Baechler’s work celebrates the history of its development-erasures and rethought contours are recorded in multi-layered pentimento-and this attention to process unites a new group of paintings and one sculpture, before its casting in bronze, in Baechler’s most recent show A 2006 series of collages, dominate the show. Baechler describes the collages as a progressive step in his working process: a middle zone, between smaller-scale drawings and large paintings, where he can work through ideas, edit imagery and build up backdrops for subsequent foreground images.

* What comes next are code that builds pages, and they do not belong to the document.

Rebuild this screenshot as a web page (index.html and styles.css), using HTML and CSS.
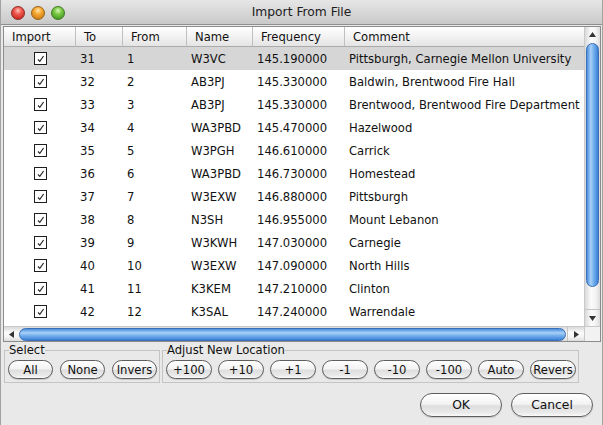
FILE: index.html
```html
<!DOCTYPE html>
<html lang="en">
<head>
    <meta charset="UTF-8">
    <title>Import From File</title>
    <link rel="stylesheet" href="styles.css">
</head>
<body>
    <div class="window">
        <div class="titlebar">
            <div class="lights">
                <span class="light red"></span>
                <span class="light yellow"></span>
                <span class="light green"></span>
            </div>
            <div class="title">Import From File</div>
        </div>

        <div class="content">
            <div class="listbox">
                <div class="viewport">
                    <table class="grid">
                        <thead>
                            <tr>
                                <th class="c-import">Import</th>
                                <th class="c-to">To</th>
                                <th class="c-from">From</th>
                                <th class="c-name">Name</th>
                                <th class="c-freq">Frequency</th>
                                <th class="c-comment">Comment</th>
                            </tr>
                        </thead>
                        <tbody id="rows"></tbody>
                    </table>
                </div>
                <div class="vscroll">
                    <div class="varrow"><svg width="7" height="5"><polygon points="0,5 7,5 3.5,0" fill="#333"/></svg></div>
                    <div class="vtrack"><div class="vthumb"></div></div>
                    <div class="varrow down"><svg width="7" height="5"><polygon points="0,0 7,0 3.5,5" fill="#333"/></svg></div>
                </div>
                <div class="hscroll">
                    <div class="harrow"><svg width="5" height="7"><polygon points="5,0 5,7 0,3.5" fill="#333"/></svg></div>
                    <div class="htrack"><div class="hthumb"></div></div>
                    <div class="harrow right"><svg width="5" height="7"><polygon points="0,0 0,7 5,3.5" fill="#333"/></svg></div>
                </div>
                <div class="corner"></div>
            </div>

            <div class="groups">
                <fieldset class="group">
                    <legend>Select</legend>
                    <div class="btns">
                        <button class="pill">All</button>
                        <button class="pill">None</button>
                        <button class="pill">Invers</button>
                    </div>
                </fieldset>
                <fieldset class="group adjust">
                    <legend>Adjust New Location</legend>
                    <div class="btns">
                        <button class="pill">+100</button>
                        <button class="pill">+10</button>
                        <button class="pill">+1</button>
                        <button class="pill">-1</button>
                        <button class="pill">-10</button>
                        <button class="pill">-100</button>
                        <button class="pill">Auto</button>
                        <button class="pill">Revers</button>
                    </div>
                </fieldset>
            </div>

            <div class="footer">
                <button class="pill big">OK</button>
                <button class="pill big">Cancel</button>
            </div>
        </div>
    </div>

    <script>
        const channels = [
            [31, 1, 'W3VC', '145.190000', 'Pittsburgh, Carnegie Mellon University'],
            [32, 2, 'AB3PJ', '145.330000', 'Baldwin, Brentwood Fire Hall'],
            [33, 3, 'AB3PJ', '145.330000', 'Brentwood, Brentwood Fire Department'],
            [34, 4, 'WA3PBD', '145.470000', 'Hazelwood'],
            [35, 5, 'W3PGH', '146.610000', 'Carrick'],
            [36, 6, 'WA3PBD', '146.730000', 'Homestead'],
            [37, 7, 'W3EXW', '146.880000', 'Pittsburgh'],
            [38, 8, 'N3SH', '146.955000', 'Mount Lebanon'],
            [39, 9, 'W3KWH', '147.030000', 'Carnegie'],
            [40, 10, 'W3EXW', '147.090000', 'North Hills'],
            [41, 11, 'K3KEM', '147.210000', 'Clinton'],
            [42, 12, 'K3SAL', '147.240000', 'Warrendale']
        ];

        const tick = '<span class="check"><svg width="11" height="11"><path d="M3 6.5 L4.8 8.3 L8.6 3" fill="none" stroke="#2a2a2a" stroke-width="1.2"/></svg></span>';

        document.getElementById('rows').innerHTML = channels
            .map((c, i) => `<tr class="${i === 0 ? 'selected' : ''}">
                <td class="mid">${tick}</td>
                <td>${c[0]}</td>
                <td>${c[1]}</td>
                <td>${c[2]}</td>
                <td>${c[3]}</td>
                <td>${c[4]}</td>
            </tr>`)
            .join('');
    </script>
</body>
</html>
```

FILE: styles.css
```css
body {
    margin: 0;
    font-family: "DejaVu Sans", sans-serif;
    font-size: 11.6px;
    color: #111;
    background: #e9e9e9;
}
.window {
    width: 603px;
    height: 425px;
    box-sizing: border-box;
    border-left: 1px solid #a2a2a2;
    border-right: 1px solid #a2a2a2;
    background: #e9e9e9;
    overflow: hidden;
}
.titlebar {
    height: 24px;
    border-bottom: 1px solid #8e8e8e;
    background: linear-gradient(#e6e6e6, #c9c9c9);
    display: grid;
    grid-template-columns: 1fr auto 1fr;
    align-items: center;
}
.lights {
    display: flex;
    gap: 6px;
    padding-left: 10px;
    padding-top: 2px;
}
.light {
    width: 14px;
    height: 14px;
    border-radius: 50%;
    box-sizing: border-box;
}
.red {
    background: radial-gradient(circle at 50% 30%, #ffc0b8 0, #f05a50 35%, #b8140c 100%);
    border: 1px solid #8e2a22;
}
.yellow {
    background: radial-gradient(circle at 50% 30%, #ffe9b0 0, #f6a934 35%, #c26d08 100%);
    border: 1px solid #98641a;
}
.green {
    background: radial-gradient(circle at 50% 30%, #d8f8b8 0, #7cc948 35%, #2f8a12 100%);
    border: 1px solid #3e7a22;
}
.title {
    font-size: 12.3px;
    color: #1c1c1c;
}

.content {
    padding: 1px 1px 0 2px;
}
.listbox {
    display: grid;
    grid-template-columns: 580px 16px;
    grid-template-rows: 299px 15px;
    border: 1px solid #8c8c8c;
    background: #fff;
}
.viewport {
    overflow: hidden;
}
.grid {
    width: 580px;
    table-layout: fixed;
    border-collapse: separate;
    border-spacing: 0;
}
.grid th, .grid td {
    box-sizing: border-box;
    white-space: nowrap;
    overflow: hidden;
    text-align: left;
}
.grid th {
    height: 20px;
    padding: 0 0 0 8px;
    font-weight: normal;
    background: linear-gradient(#ffffff, #f1f1f1 55%, #e4e4e4);
    border-bottom: 1px solid #ababab;
    border-right: 1px solid #c0c0c0;
}
.grid th.c-comment {
    border-right: none;
}
.c-import { width: 72px; }
.c-to { width: 47px; }
.c-from { width: 64px; }
.c-name { width: 66px; }
.c-freq { width: 92px; }
.c-comment { width: 239px; }
.grid td {
    height: 23px;
    padding: 0 0 0 4px;
}
.grid td.mid {
    padding: 0;
    text-align: center;
}
.grid tr.selected td {
    background: #d6d6d6;
}
.check {
    display: inline-block;
    width: 13px;
    height: 13px;
    box-sizing: border-box;
    border: 1px solid #1e1e1e;
    background: #fff;
    vertical-align: middle;
    margin-top: -2px;
}
.check svg {
    display: block;
}

.vscroll {
    display: flex;
    flex-direction: column;
    background: linear-gradient(90deg, #d9d9d9, #fbfbfb 40%, #f4f4f4 70%, #dcdcdc);
    border-left: 1px solid #c9c9c9;
}
.varrow {
    height: 14px;
    display: flex;
    align-items: center;
    justify-content: center;
}
.varrow.down {
    height: 16px;
    border-top: 1px solid #c4c4c4;
}
.vtrack {
    flex: 1;
    padding: 2px 1px 0 1px;
}
.vthumb {
    height: 242px;
    border-radius: 7px;
    border: 1px solid #3a6fb6;
    background: linear-gradient(90deg, #4a8ee0, #a9d1f7 35%, #7db6ef 55%, #4f93e2 85%, #3d7ccc);
}
.hscroll {
    display: flex;
    background: linear-gradient(#d9d9d9, #fbfbfb 40%, #f4f4f4 70%, #dcdcdc);
    border-top: 1px solid #c9c9c9;
}
.harrow {
    width: 14px;
    display: flex;
    align-items: center;
    justify-content: center;
}
.harrow.right {
    width: 16px;
    border-left: 1px solid #c4c4c4;
}
.htrack {
    flex: 1;
    padding: 1px 1px 0 1px;
}
.hthumb {
    height: 11px;
    border-radius: 7px;
    border: 1px solid #3a6fb6;
    background: linear-gradient(#4a8ee0, #a9d1f7 35%, #7db6ef 55%, #4f93e2 85%, #3d7ccc);
}
.corner {
    background: #f2f2f2;
    border-top: 1px solid #c9c9c9;
    border-left: 1px solid #c9c9c9;
}

.groups {
    display: flex;
    gap: 2px;
    margin: 1px 0 0 1px;
}
.group {
    margin: 0;
    padding: 0 2px 3px 3px;
    border: 1px solid #c4c4c4;
    min-width: 0;
}
.group legend {
    padding: 0;
    margin-left: 1px;
    line-height: 14px;
}
.btns {
    display: flex;
    gap: 7px;
    margin-top: 3px;
}
.adjust .btns {
    gap: 6px;
}
.pill {
    width: 45px;
    height: 19px;
    box-sizing: border-box;
    padding: 0;
    border: 1px solid #5e5e5e;
    border-radius: 10px;
    background: linear-gradient(#ffffff, #f3f3f3 45%, #dedede 55%, #eaeaea 85%, #fafafa);
    box-shadow: 0 1px 1px rgba(0, 0, 0, 0.15);
    font-family: "DejaVu Sans", sans-serif;
    font-size: 11.6px;
    color: #111;
    white-space: nowrap;
    overflow: hidden;
    text-align: center;
}
.adjust .pill {
    width: 46px;
}
.footer {
    display: flex;
    justify-content: flex-end;
    gap: 9px;
    margin-top: 10px;
    padding-right: 8px;
}
.big {
    width: 82px;
    height: 24px;
    border-radius: 12px;
    font-size: 12.3px;
}
```
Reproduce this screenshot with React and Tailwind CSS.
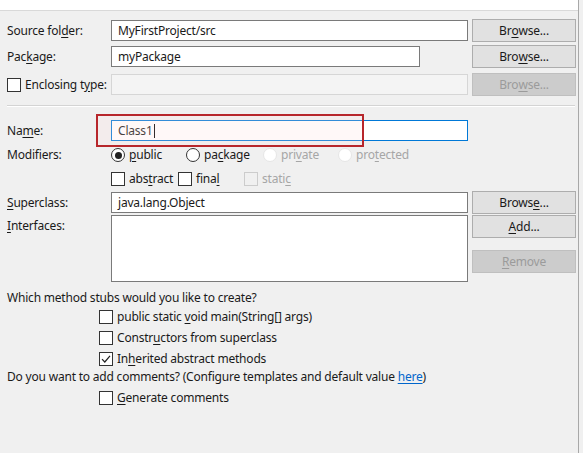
const U = ({ children }) => <span className="underline underline-offset-2">{children}</span>;

function Field({ w = 'w-[357px]', value, disabled, focused }) {
  return (
    <div
      className={
        'h-[21px] flex items-center px-[6px] ' +
        w +
        ' ' +
        (disabled
          ? 'bg-[#f4f4f4] border border-[#d6d6d6]'
          : focused
          ? 'bg-white border border-[#0078d7]'
          : 'bg-white border border-[#7a7a7a]')
      }
    >
      {value}
    </div>
  );
}

function Btn({ children, disabled }) {
  return (
    <div
      className={
        'w-[104px] h-[23px] flex items-center justify-center border ' +
        (disabled ? 'bg-[#cccccc] border-[#bfbfbf] text-[#9b9b9b]' : 'bg-[#e1e1e1] border-[#adadad]')
      }
    >
      {children}
    </div>
  );
}

function Box({ checked, disabled }) {
  return (
    <div
      className={
        'w-[14px] h-[14px] border flex items-center justify-center shrink-0 ' +
        (disabled ? 'border-[#cccccc] bg-[#f0f0f0]' : 'border-[#333333] bg-white')
      }
    >
      {checked && (
        <svg width="10" height="10" viewBox="0 0 10 10">
          <path d="M1 5.2 L3.8 8 L9 1.8" fill="none" stroke="#222" strokeWidth="1.2" />
        </svg>
      )}
    </div>
  );
}

function Radio({ checked, disabled }) {
  return (
    <div
      className={
        'w-[14px] h-[14px] rounded-full border flex items-center justify-center shrink-0 ' +
        (disabled ? 'border-[#e6e6e6] bg-white' : 'border-[#333333] bg-white')
      }
    >
      {checked && <div className="w-[7px] h-[7px] rounded-full bg-[#222]" />}
    </div>
  );
}

export default function App() {
  return (
    <div
      className="w-[583px] h-[453px] bg-[#f0f0f0] text-[12px] tracking-[-0.2px] text-[#1a1a1a] overflow-hidden flex"
      style={{ fontFamily: '"Noto Sans", "Open Sans", sans-serif' }}
    >
      <div className="w-[579px] border-r border-[#a8a8a8] flex flex-col">
        <div className="h-[11px] bg-white border-b border-[#d9d9d9]" />

        <div className="pl-[7px] flex flex-col">
          <div className="mt-[8px] h-[23px] flex items-center">
            <div className="w-[104px]">Source fol<U>d</U>er:</div>
            <Field value="MyFirstProject/src" />
            <div className="ml-[4px]"><Btn>Br<U>o</U>wse...</Btn></div>
          </div>

          <div className="mt-[3px] h-[23px] flex items-center">
            <div className="w-[104px]">Pac<U>k</U>age:</div>
            <Field w="w-[309px]" value="myPackage" />
            <div className="ml-[52px]"><Btn>Bro<U>w</U>se...</Btn></div>
          </div>

          <div className="mt-[5px] h-[23px] flex items-center">
            <div className="w-[104px] flex items-center gap-[4px]">
              <Box />
              <span>Enclosing t<U>y</U>pe:</span>
            </div>
            <Field disabled />
            <div className="ml-[4px]"><Btn disabled>Bro<U>w</U>se...</Btn></div>
          </div>

          <div className="mt-[9px] w-[568px] border-t border-[#d4d4d4] border-b border-b-white" />

          <div className="mt-[12px] h-[23px] flex items-center">
            <div className="w-[104px]">Na<U>m</U>e:</div>
            <div className="relative">
              <Field focused value={<span>Class1<span className="inline-block w-px h-[14px] bg-black align-middle ml-px" /></span>} />
              <div className="absolute left-[-15px] top-[-6px] w-[268px] h-[33px] border-2 border-[#b7262b] bg-[#ffdada]/20 pointer-events-none" />
            </div>
          </div>

          <div className="mt-[2px] h-[22px] flex items-center">
            <div className="w-[104px]">Modifiers:</div>
            <div className="flex items-center">
              <Radio checked />
              <span className="ml-[4px] w-[57px]"><U>p</U>ublic</span>
              <Radio />
              <span className="ml-[4px] w-[59px]">pa<U>c</U>kage</span>
              <Radio disabled />
              <span className="ml-[4px] w-[57px] text-[#a6a6a6]">pri<U>v</U>ate</span>
              <Radio disabled />
              <span className="ml-[4px] text-[#a6a6a6]">pro<U>t</U>ected</span>
            </div>
          </div>

          <div className="mt-[2px] h-[22px] flex items-center">
            <div className="w-[104px]" />
            <Box />
            <span className="ml-[4px] w-[49px]">abs<U>t</U>ract</span>
            <Box />
            <span className="ml-[4px] w-[48px]">fina<U>l</U></span>
            <Box disabled />
            <span className="ml-[4px] text-[#a6a6a6]">stati<U>c</U></span>
          </div>

          <div className="mt-[1px] h-[23px] flex items-center">
            <div className="w-[104px]"><U>S</U>uperclass:</div>
            <Field value="java.lang.Object" />
            <div className="ml-[4px]"><Btn>Brows<U>e</U>...</Btn></div>
          </div>

          <div className="mt-[1px] flex items-start">
            <div className="w-[104px] pt-[2px]"><U>I</U>nterfaces:</div>
            <div className="w-[357px] h-[67px] bg-white border border-[#7a7a7a]" />
            <div className="ml-[4px] flex flex-col gap-[12px]">
              <Btn><U>A</U>dd...</Btn>
              <Btn disabled><U>R</U>emove</Btn>
            </div>
          </div>

          <div className="mt-[8px] h-[16px] flex items-center">Which method stubs would you like to create?</div>

          <div className="pl-[92px] flex flex-col">
            <div className="h-[21px] flex items-center">
              <Box />
              <span className="ml-[4px]">public static <U>v</U>oid main(String[] args)</span>
            </div>
            <div className="h-[21px] flex items-center">
              <Box />
              <span className="ml-[4px]">Constr<U>u</U>ctors from superclass</span>
            </div>
            <div className="h-[21px] flex items-center">
              <Box checked />
              <span className="ml-[4px]">In<U>h</U>erited abstract methods</span>
            </div>
          </div>

          <div className="h-[16px] flex items-center">
            Do you want to add comments? (Configure templates and default value&nbsp;
            <span className="text-[#0066cc] underline underline-offset-2">here</span>)
          </div>

          <div className="pl-[92px] h-[26px] flex items-center">
            <Box />
            <span className="ml-[4px]"><U>G</U>enerate comments</span>
          </div>
        </div>
      </div>
    </div>
  );
}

The collaged elements, retrieved from a vast and actively accumulated archive of found ephemera (yellow pages, children’s coloring books, catalogues, magazines, etc.), or manufactured in Baechler’s studio (by copying, drawing and interpreting), are selected, pasted and sometimes covered over, creating what Baechler refers to as a “fractured surface” which is both physically and visually intriguing.

Baechler eventually paints a foreground image on to his collages, often after they have been around the studio for some time and carefully considered. Though disconnected from the collage process of the background, the painted lines of the foreground record the physical surface underneath; in this way, he references formalist aspects of painting through the material structure of his work. This focus on the construction of painting is echoed by the construction of his imagery-child-like in their simplicity and collectively identifiable, the objects he paints are distilled to sketchy essence, portrayed with a sort of everyman’s rendition of the subject at hand. While referencing the untrained artist, along with children’s art, art of the insane, and the drunk doodling at the bar, Baechler points out the construction of images in society and questions the structure of artistic representation. In Baechler’s collage-painting, Maze, 2006, the collaged background is comprised of a telephone book’s yellow pages scattered with brightly colored flowers, smiles and babies, both human and animal, in a sort of peaceful cacophony. Painted in blue on white, the foreground image-a maze contained within the profile of a man’s face, like a game in a children’s book—references not only labyrinthine paths of thought, but also reads as the physical structure of an actual brain. The image itself works formally and conceptually, echoing Baechler’s working process as a whole.